→ **OBJECTIVE**
Set the lines down again exactly, first line through the line that contains "const [picked, setPicked] = useState(1);", with no pictures.
[Start ROWS]
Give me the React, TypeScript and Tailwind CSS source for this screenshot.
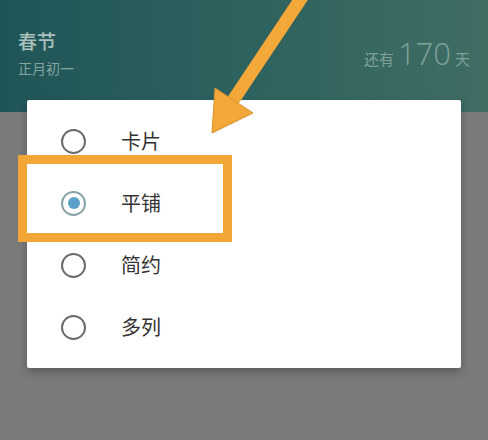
// Layout picker dialog over the festival header, with annotation arrow + highlight box.

import { useState } from "react";

const OPTIONS = ["卡片", "平铺", "简约", "多列"];

const FONT = { fontFamily: '"Noto Sans CJK SC", "Noto Sans", sans-serif' };

function Radio({ checked }: { checked: boolean }) {
  if (checked) {
    return (
      <span className="grid h-[25px] w-[25px] shrink-0 place-items-center rounded-full border-[2.5px] border-[#87a3a6]">
        <span className="h-[12px] w-[12px] rounded-full bg-[#5ba0c8]" />
      </span>
    );
  }
  return <span className="h-[25px] w-[25px] shrink-0 rounded-full border-[2.5px] border-[#6b6b6b]" />;
}

export default function App() {
  const [picked, setPicked] = useState(1);

  return (
    <div className="relative h-[440px] w-[488px] overflow-hidden bg-[#7a7a7a]" style={FONT}>
      {/* festival header */}
      <div className="flex h-[112px] items-start justify-between bg-gradient-to-r from-[#1f5558] via-[#2e625e] to-[#3f6d64] px-[18px] pt-[30px]">
        <div className="flex flex-col gap-[8px]">
          <span className="text-[19px] font-medium leading-[22px] text-[#a9c0bc]">春节</span>
          <span className="text-[14px] leading-[16px] text-[#86a49f]">正月初一</span>
        </div>
        <div className="flex items-baseline gap-[4px] pt-[8px] text-[#7fa39b]">
          <span className="text-[15px]">还有</span>
          <span className="text-[31px] leading-none" style={{ fontFamily: '"Open Sans", "Noto Sans", sans-serif', fontWeight: 300 }}>
            170
          </span>
          <span className="text-[15px]">天</span>
        </div>
      </div>

      {/* dialog */}
      <div className="absolute left-[27px] top-[100px] w-[434px] rounded-[2px] bg-white py-[10px] shadow-[0_4px_8px_rgba(0,0,0,0.25)]">
        {OPTIONS.map((label, i) => (
          <button
            key={label}
            type="button"
            onClick={() => setPicked(i)}
            className="flex h-[62px] w-full items-center gap-[35px] pl-[34px] text-left"
          >
            <Radio checked={picked === i} />
            <span className="text-[20px] text-[#333333]">{label}</span>
          </button>
        ))}
      </div>

      {/* highlight box */}
      <div className="absolute left-[18px] top-[155px] h-[87px] w-[214px] border-[9px] border-[#f2a636]" />

      {/* annotation arrow */}
      <svg className="absolute left-0 top-0" width="488" height="440" viewBox="0 0 488 440">
        <line x1="304" y1="-6" x2="232" y2="102" stroke="#f2a93a" strokeWidth="13" />
        <polygon points="212,133 215,88 253,113" fill="#f2a93a" stroke="#d8902c" strokeWidth="1" strokeLinejoin="round" />
      </svg>
    </div>
  );
}
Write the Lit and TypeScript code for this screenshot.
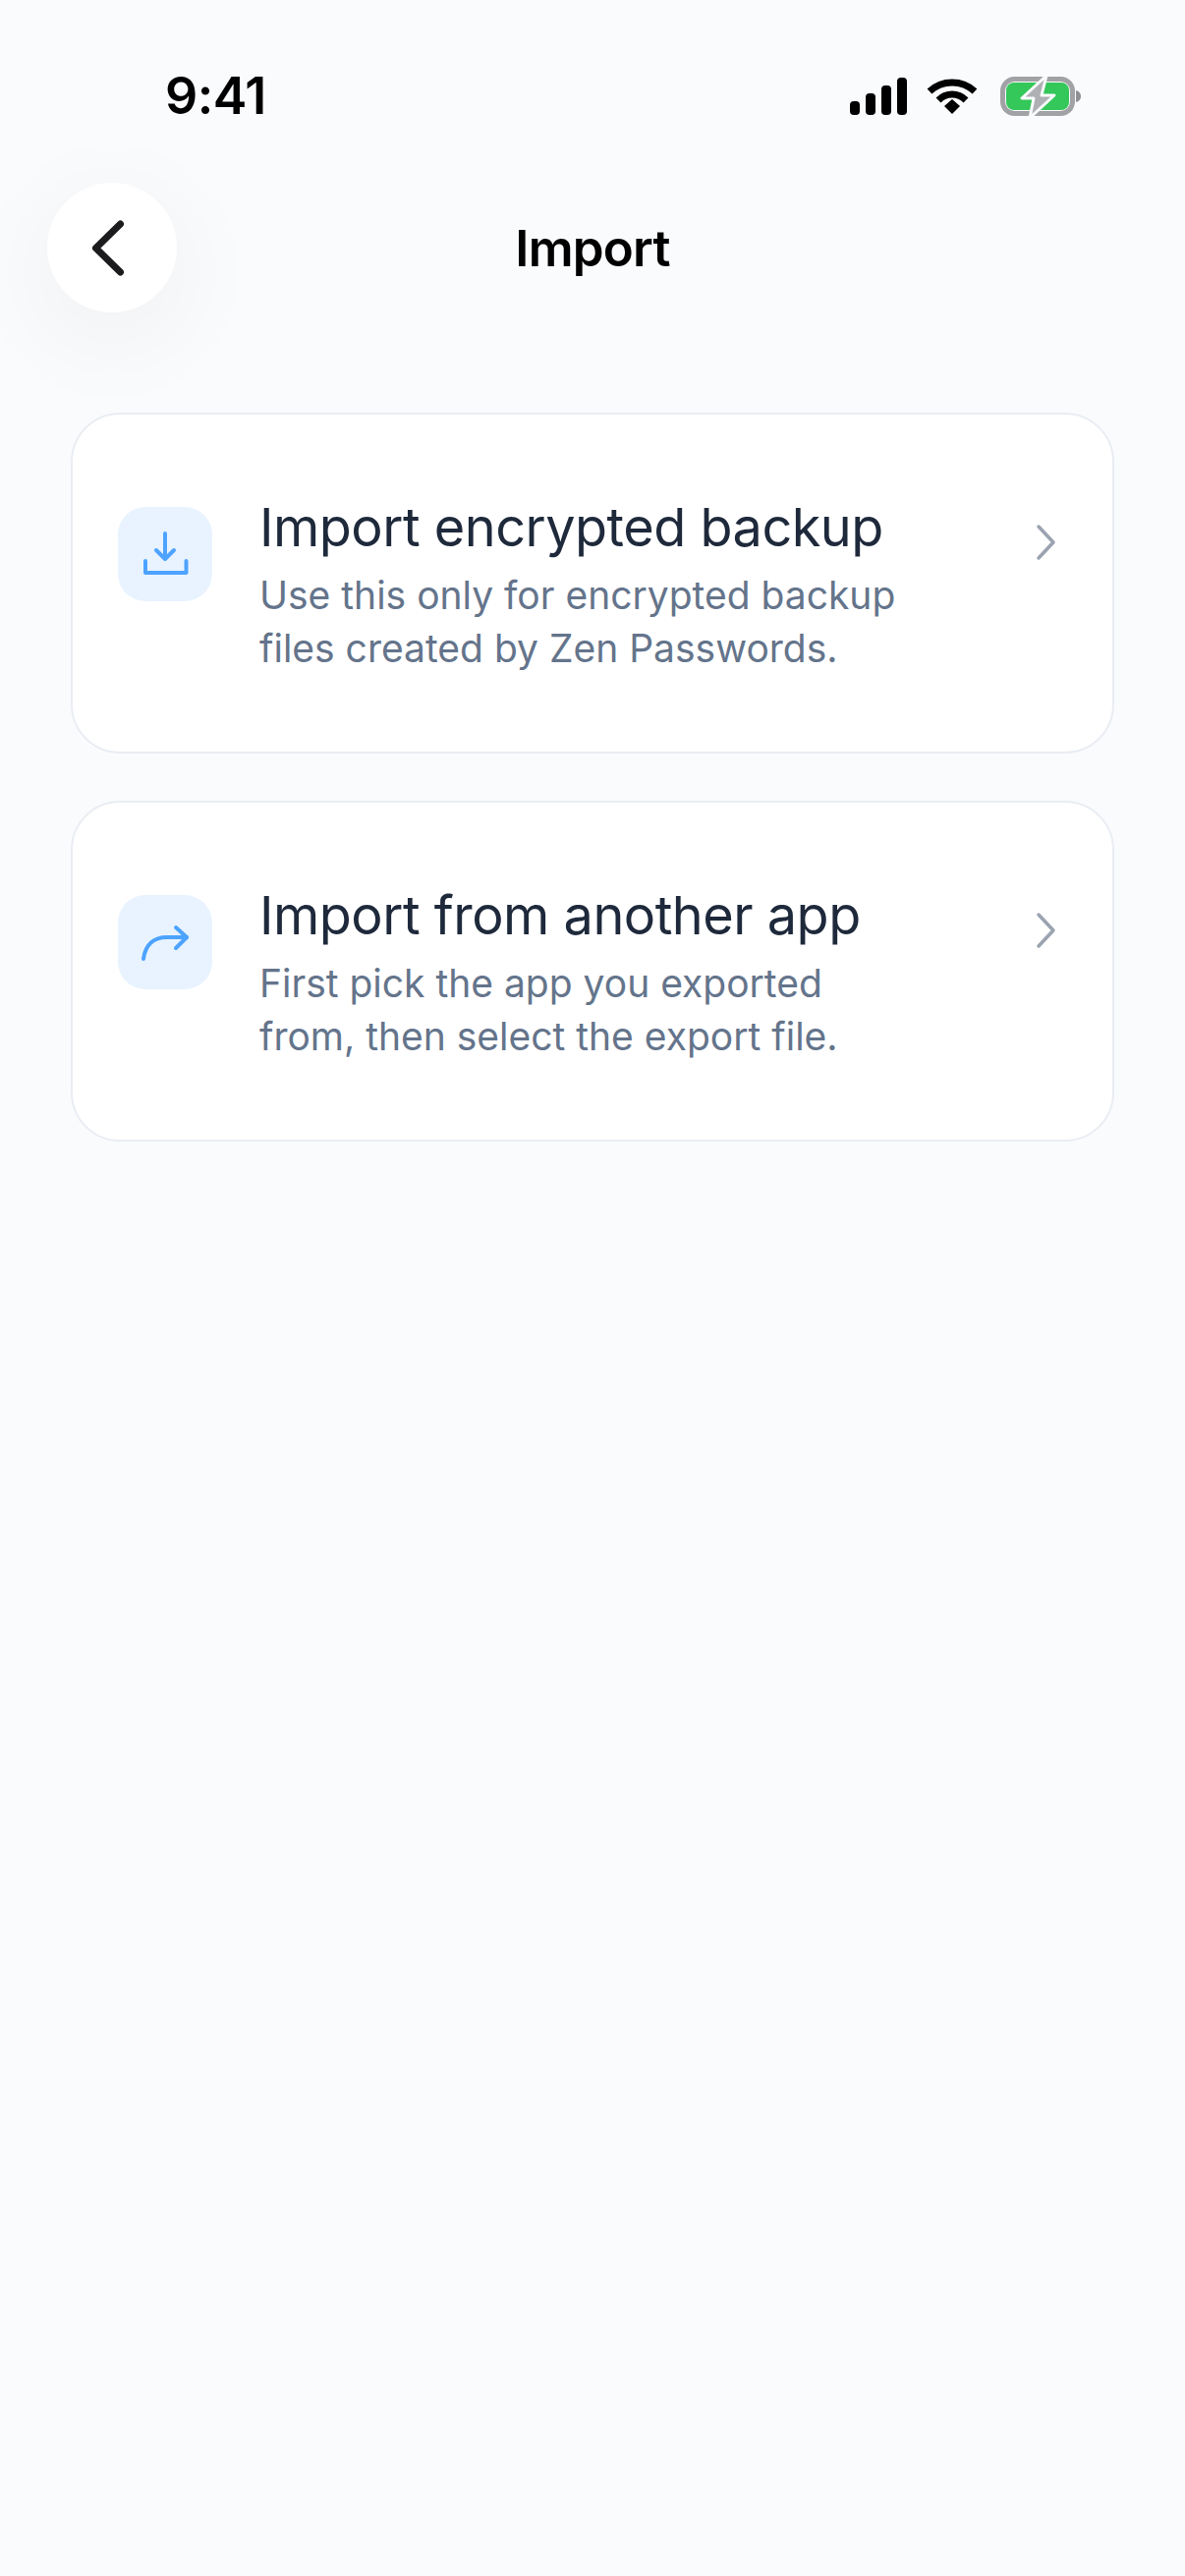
[End ROWS]
→ **RESULT OF THIS TASK**
Give me the React, TypeScript and Tailwind CSS source for this screenshot.
// Layout picker dialog over the festival header, with annotation arrow + highlight box.

import { useState } from "react";

const OPTIONS = ["卡片", "平铺", "简约", "多列"];

const FONT = { fontFamily: '"Noto Sans CJK SC", "Noto Sans", sans-serif' };

function Radio({ checked }: { checked: boolean }) {
  if (checked) {
    return (
      <span className="grid h-[25px] w-[25px] shrink-0 place-items-center rounded-full border-[2.5px] border-[#87a3a6]">
        <span className="h-[12px] w-[12px] rounded-full bg-[#5ba0c8]" />
      </span>
    );
  }
  return <span className="h-[25px] w-[25px] shrink-0 rounded-full border-[2.5px] border-[#6b6b6b]" />;
}

export default function App() {
  const [picked, setPicked] = useState(1);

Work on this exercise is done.